Amazon pledged to embark on a listening tour and respond to Black employees’ concerns. In August, Amazon added a Black executive, Alicia Boler Davis, to its top leadership team for the first time. AWS enacted a one-year moratorium on the use of its facial-recognition software, which had been found to disproportionately misidentify Black individuals, by police departments. Some Black employees said Amazon was making progress to change its culture.

Newman, though, contends that Amazon has not gone nearly far enough in rooting out “racially and sexually discriminatory attitudes” of the kind that she has experienced in her nearly four-year tenure at the company.

Newman, a Harvard Business School graduate who previously worked as an economic policy adviser to New Jersey Sen. Cory Booker, applied to join AWS’ public policy team in 2017.

At the time, she believed she was interviewing for a position with higher pay and more responsibility than the job she was eventually offered, according to her complaint.

Shortly after Newman began working at Amazon, however, she began taking on duties commensurate with a much higher salary level, she contends.

“Within months of starting at [Amazon], she in fact was assigned and doing the work of a Senior Manager-level employee while still being paid at and having the title of the Manager level,” according to the complaint. “To make matters worse, and in defiance of the antidiscrimination laws, Ms. Newman was paid significantly less than her white coworkers, particularly in valuable Amazon stock.”

Other Black employees have said they have faced similar treatment at Amazon, which in the company’s lingo of tiered job titles is termed “de-leveling.” While Newman was being paid a Level 6 salary, she had Level 7 responsibilities, she says, including engaging with foreign government officials on behalf of AWS.

Newman says she undertook work above her pay grade for more than two years before she was promoted, while white men with similar experience climbed the corporate ladder more quickly. She contends Amazon’s delay in recognizing her work has cost her millions of dollars in missing pay. The bulk of Amazon’s compensation package for senior employees is made up of stock awards; the value of Amazon shares has risen more than 320% since Newman joined the company in 2017.

Meanwhile, Newman says, her interactions with supervisors and other more senior Amazon executives showed signs of bias against her race and gender.

Her first manager criticized her for being “too direct,” “aggressive” and “just scary,” and warned Newman that she “can intimidate people” — coded feedback that’s often baselessly directed toward Black women while white male peers are rewarded for verbal sparring. (One of Amazon’s 14 leadership principles urges employees not to “compromise for the sake of social cohesion.”)

Managers, Newman contends, “frequently complained about the personalities of other female employees, which is not their common practice regarding men under their supervision.” Another supervisor yanked on Newman’s long braids without permission, telling her, “You can leave this behind,” according to the suit.

The same employee touched Newman’s upper thigh under the table during a work dinner, “close to her genitalia, and grab[bed] and grope[d] her upper thigh,” according to the complaint. Later the same night, he propositioned sex while Newman was waiting for a ride home. Newman told him “that she would do no such thing,” she says.
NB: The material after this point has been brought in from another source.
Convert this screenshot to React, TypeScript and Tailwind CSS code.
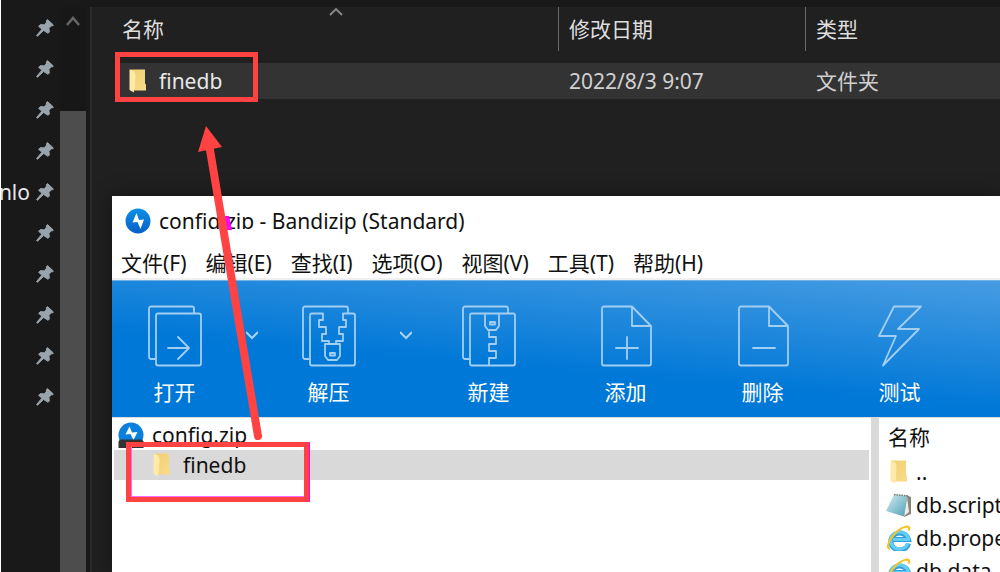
import type { ReactNode } from 'react';

const menus = ['文件(F)', '编辑(E)', '查找(I)', '选项(O)', '视图(V)', '工具(T)', '帮助(H)'];

const pinned = ['', '', '', '', 'nlo', '', '', '', '', ''];

function PinIcon() {
  return (
    <svg className="h-[18px] w-[18px] shrink-0" viewBox="0 0 18 18" fill="#98a3ab" stroke="#98a3ab" strokeWidth="1">
      <path d="M11.500.6 17.400 6l-.9.9-1.500-.1-2.100 2.800.5 3.300-1.300 1.400-4.500-2.800L1.400 17.300l-.8-.8 5.300-6.300-3.300-2.900 1.900-1.700 3.800.3 2.200-2.700-.1-1.600z" />
    </svg>
  );
}

function FolderIcon() {
  return (
    <svg className="h-6 w-[18px] shrink-0" viewBox="0 0 18 24">
      <defs>
        <linearGradient id="folder" x1="0" y1="0" x2="1" y2="1">
          <stop offset="0" stopColor="#f2cf70" />
          <stop offset="1" stopColor="#f7dc8c" />
        </linearGradient>
      </defs>
      <path d="M1 .5h15v14l1 1v6H5z" fill="url(#folder)" />
      <path d="M.5.5 5.500 2.500l1 3-.5 14-1 1v3L.5 21z" fill="#ffe9a9" />
    </svg>
  );
}

function ChevronIcon() {
  return (
    <svg className="h-3 w-3" viewBox="0 0 12 12" fill="none" stroke="#a9d2f3" strokeWidth="2">
      <path d="m0 3 6 6 6-6" />
    </svg>
  );
}

function BandizipIcon() {
  return (
    <svg className="h-[26px] w-[26px] shrink-0" viewBox="0 0 26 26">
      <defs>
        <linearGradient id="bandizip" x1="0" y1="0" x2="0" y2="1">
          <stop offset="0" stopColor="#0d8fe6" />
          <stop offset="1" stopColor="#075fc9" />
        </linearGradient>
      </defs>
      <circle cx="13" cy="13" r="12.500" fill="url(#bandizip)" />
      <path d="m11.500 5-4 9.500 5-.5 3 7 3.500-9.500-5 .5z" fill="#fff" />
    </svg>
  );
}

function ZipFileIcon() {
  return (
    <svg className="h-[26px] w-[26px] shrink-0" viewBox="0 0 26 26">
      <circle cx="13" cy="13" r="12.500" fill="#0a80dc" />
      <path d="m11.500 4.500-4 8 5-.5 3 6 4-8-5.500.5z" fill="#fff" />
      <path d="M2 17.500h22l1.500 2V26H.5v-6.500z" fill="#333" />
      <path d="M8 22h10" stroke="#ddd" strokeWidth="1.500" />
    </svg>
  );
}

function NotepadIcon() {
  return (
    <svg className="h-[26px] w-[26px] shrink-0" viewBox="0 0 26 26">
      <defs>
        <linearGradient id="notepad" x1="0" y1="0" x2="1" y2="1">
          <stop offset="0" stopColor="#d5eef3" />
          <stop offset="1" stopColor="#4d9fb3" />
        </linearGradient>
      </defs>
      <path d="m20 3 5 2v17l-7 3z" fill="#8b8578" />
      <path d="m21 5 2 15-5 4z" fill="#eee" />
      <path d="M8 2.500 21.500 4 18 24.500 0 19z" fill="url(#notepad)" />
      <path d="M8 2.500 22 4" stroke="#777" strokeWidth="1.500" strokeDasharray="1.500 1" />
    </svg>
  );
}

function ExplorerIcon() {
  return (
    <svg className="h-[26px] w-[26px] shrink-0" viewBox="0 0 26 26" fill="none">
      <path
        d="M22.500 18.500A9 8.500 0 1 1 22.500 14.500H7"
        stroke="#2e9fdc"
        strokeWidth="5"
      />
      <path d="M22 18.500A9 8.500 0 1 1 22.500 14.500H7" stroke="#63cdf5" strokeWidth="3.200" />
      <path d="M4 24C-3 23 9 3 21 1.500c3 0 2.500 2 1.500 4" stroke="#f3c52c" strokeWidth="2.200" />
    </svg>
  );
}

function ToolIcon({ children }: { children: ReactNode }) {
  return (
    <svg
      className="h-16 w-14"
      viewBox="0 0 56 64"
      fill="none"
      stroke="#a2cef2"
      strokeWidth="1.800"
      strokeLinejoin="round"
      strokeLinecap="round"
    >
      {children}
    </svg>
  );
}

const backSheet = 'M8 55H4a2 2 0 0 1-2-2V4.500a2 2 0 0 1 2-2h41a2 2 0 0 1 2 2V9';
const page = 'M34 2.500H6a2 2 0 0 0-2 2v55a2 2 0 0 0 2 2h45a2 2 0 0 0 2-2V22zV22h19';

const tools = [
  {
    label: '打开',
    split: true,
    icon: (
      <>
        <path d={backSheet} />
        <rect x="9" y="9.500" width="45" height="52" rx="2" />
        <path d="M21 44h21M31 33l11 11-11 11" />
      </>
    ),
  },
  {
    label: '解压',
    split: true,
    icon: (
      <>
        <path d={backSheet} />
        <path d="M22 9.500H11a2 2 0 0 0-2 2v48a2 2 0 0 0 2 2h41a2 2 0 0 0 2-2v-48a2 2 0 0 0-2-2H42V16h3v7h-7v7h4v7h-7v3h-7v-3h-7v-7h4v-7h-7v-7h4z" />
        <path d="M24 40h15v12l-3 4h-9l-3-4z" />
        <rect x="29" y="49" width="5" height="2.500" />
      </>
    ),
  },
  {
    label: '新建',
    split: false,
    icon: (
      <>
        <path d={backSheet} />
        <rect x="9" y="9.500" width="45" height="52" rx="2" />
        <path d="M24 10v12l3 4h8l3-4V10M28 28v5h7v7h-7v7h7v7h-7v7" />
        <rect x="29" y="18" width="5" height="2.500" />
      </>
    ),
  },
  {
    label: '添加',
    split: false,
    icon: (
      <>
        <path d={page} />
        <path d="M18 44h22M29 33v22" />
      </>
    ),
  },
  {
    label: '删除',
    split: false,
    icon: (
      <>
        <path d={page} />
        <path d="M18 44h22" />
      </>
    ),
  },
  {
    label: '测试',
    split: false,
    icon: <path d="M22 2.500h27L26 25h21L11 61.500 24 32H7z" />,
  },
];

const files = [
  { name: '..', icon: <FolderIcon /> },
  { name: 'db.script', icon: <NotepadIcon /> },
  { name: 'db.properties', icon: <ExplorerIcon /> },
  { name: 'db.data', icon: <ExplorerIcon /> },
];

function NavPane() {
  return (
    <nav className="flex w-[90px] shrink-0 border-l border-white bg-[#191919]">
      <ul className="w-[59px] overflow-hidden">
        {pinned.map((name, i) => (
          <li key={i} className="flex h-[41px] items-center justify-end gap-1.5 pr-1.5">
            <span className="text-[#e8e8e8]">{name}</span>
            <PinIcon />
          </li>
        ))}
      </ul>
      <div className="flex w-[26px] flex-col bg-[#171717]">
        <button aria-label="Scroll up" className="flex h-[104px] shrink-0 justify-center pt-1.5">
          <svg className="h-4 w-4" viewBox="0 0 16 16" fill="none" stroke="#666" strokeWidth="2.500">
            <path d="m2 12 6-7 6 7" />
          </svg>
        </button>
        <div className="flex-1 bg-[#4d4d4d]" />
      </div>
    </nav>
  );
}

function FileTable() {
  return (
    <main className="min-w-0 flex-1 overflow-hidden border-l-2 border-[#2b2b2b] bg-[#202020] pl-[23px]">
      <table className="w-full table-fixed text-left">
        <colgroup>
          <col className="w-[443px]" />
          <col className="w-[247px]" />
          <col />
        </colgroup>
        <thead className="text-[#dedede]">
          <tr className="h-14 align-top">
            <th className="p-0 font-normal">
              <div className="flex h-11 items-center pr-2 pl-[7px]">
                <span className="flex-1">名称</span>
                <svg
                  className="h-3 w-4 self-start"
                  viewBox="0 0 16 12"
                  fill="none"
                  stroke="#8a8a8a"
                  strokeWidth="1.800"
                >
                  <path d="m2 8 6-6 6 6" />
                </svg>
                <span className="flex-1" />
              </div>
            </th>
            <th className="p-0 font-normal">
              <div className="flex h-11 items-center border-l border-[#6a6a6a] pl-2.5">修改日期</div>
            </th>
            <th className="p-0 font-normal">
              <div className="flex h-11 items-center border-l border-[#6a6a6a] pl-2.5">类型</div>
            </th>
          </tr>
        </thead>
        <tbody>
          <tr className="h-[36px] bg-[#333] text-[#d0d0d0]">
            <td className="p-0">
              <div className="flex items-center gap-3 pl-3.5 text-[#e8e8e8]">
                <FolderIcon />
                finedb
              </div>
            </td>
            <td className="p-0 pl-[11px]">2022/8/3 9:07</td>
            <td className="p-0 pl-[11px]">文件夹</td>
          </tr>
        </tbody>
      </table>
    </main>
  );
}

function ArchiveWindow() {
  return (
    <section className="absolute top-49 right-0 bottom-0 left-28 flex flex-col overflow-hidden bg-white text-[#111] shadow-[0_0_20px_rgba(0,0,0,0.4)]">
      <header className="flex h-[50px] shrink-0 items-center gap-2 pl-[13px]">
        <BandizipIcon />
        <h1 className="flex items-center whitespace-pre">
          <span className="flex h-4 items-center overflow-hidden">config.zip</span>
          <span> - Bandizip (Standard)</span>
        </h1>
      </header>
      <div role="menubar" className="flex h-[34px] shrink-0 items-center gap-[19px] border-b-2 border-[#f0f0f0] pt-0.5 pl-[9px]">
        {menus.map((menu) => (
          <button key={menu} role="menuitem" className="shrink-0">
            {menu}
          </button>
        ))}
      </div>
      <div className="flex h-[137px] shrink-0 border-t border-[#6fb3e8] bg-[linear-gradient(185deg,#479ce2_0%,#0078d7_60%)] text-white">
        {tools.map((tool) => (
          <div key={tool.label} className="flex shrink-0">
            <button className={`flex flex-col items-center pt-[23px] ${tool.split ? 'w-[125px]' : 'w-[137px]'}`}>
              <ToolIcon>{tool.icon}</ToolIcon>
              <span className="mt-2.5">{tool.label}</span>
            </button>
            {tool.split && (
              <button aria-label={`${tool.label}选项`} className="flex w-[29px] justify-center pt-12">
                <ChevronIcon />
              </button>
            )}
          </div>
        ))}
      </div>
      <div className="flex min-h-0 flex-1 border-t border-[#d9d9d9]">
        <ul className="min-w-0 flex-1 px-0.5 pt-0.5">
          <li className="flex h-[30px] items-center gap-2 pl-1">
            <ZipFileIcon />
            config.zip
          </li>
          <li className="flex h-[30px] items-center gap-3 bg-[#d9d9d9] pl-[39px]">
            <FolderIcon />
            finedb
          </li>
        </ul>
        <div className="w-2 shrink-0 bg-[#d9d9d9]" />
        <div className="w-[121px] shrink-0 overflow-hidden pl-[7px]">
          <div className="flex h-[37px] items-center pl-0.5">名称</div>
          <ul>
            {files.map((file) => (
              <li key={file.name} className="flex h-[33px] items-center gap-1 whitespace-nowrap">
                <span className="flex w-[26px] shrink-0 justify-center">{file.icon}</span>
                {file.name}
              </li>
            ))}
          </ul>
        </div>
      </div>
    </section>
  );
}

function Annotations() {
  return (
    <div className="pointer-events-none absolute inset-0">
      <div className="absolute top-[52px] left-[115px] h-[50px] w-[143px] border-5 border-[#ff4343]" />
      <div className="absolute top-[442px] left-[126px] h-[60px] w-[184px] border-r border-[#f0f]">
        <div className="h-full border-5 border-[#ff4343]">
          <div className="h-full border-b border-l border-[#ff6aff]" />
        </div>
      </div>
      <svg className="absolute inset-0 h-full w-full">
        <path d="M224 216h5l3 14h-5z" fill="#f0f" />
        <path d="m210 150 48 286" stroke="#ff4343" strokeWidth="8" strokeLinecap="round" />
        <path d="m206 126 16 21-24 5z" fill="#ff4343" />
      </svg>
    </div>
  );
}

export default function App() {
  return (
    <div className="relative flex h-screen flex-col overflow-hidden bg-[#191919] font-['Noto_Sans','Noto_Sans_CJK_SC',sans-serif] text-[21px] leading-7">
      <div className="h-[7px] shrink-0 border-l border-white" />
      <div className="flex min-h-0 flex-1">
        <NavPane />
        <FileTable />
      </div>
      <ArchiveWindow />
      <Annotations />
    </div>
  );
}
Newman filed a complaint about his conduct in June 2020. His employment was ultimately terminated. Amazon did not respond to a question about the cause of the termination, and attempts to reach him were unsuccessful.

The day before she complained about the other supervisor, Amazon posted a message on Twitter committing to “spark conversation and exploration about how we — as individuals, teams, and a company — can continue to be active participants in dismantling systemic racism, oppression and inequality.

“Our work is not done, and we still have a long way to go,” the message read.

“On that, Ms. Newman and Amazon agree,” she wrote in her complaint.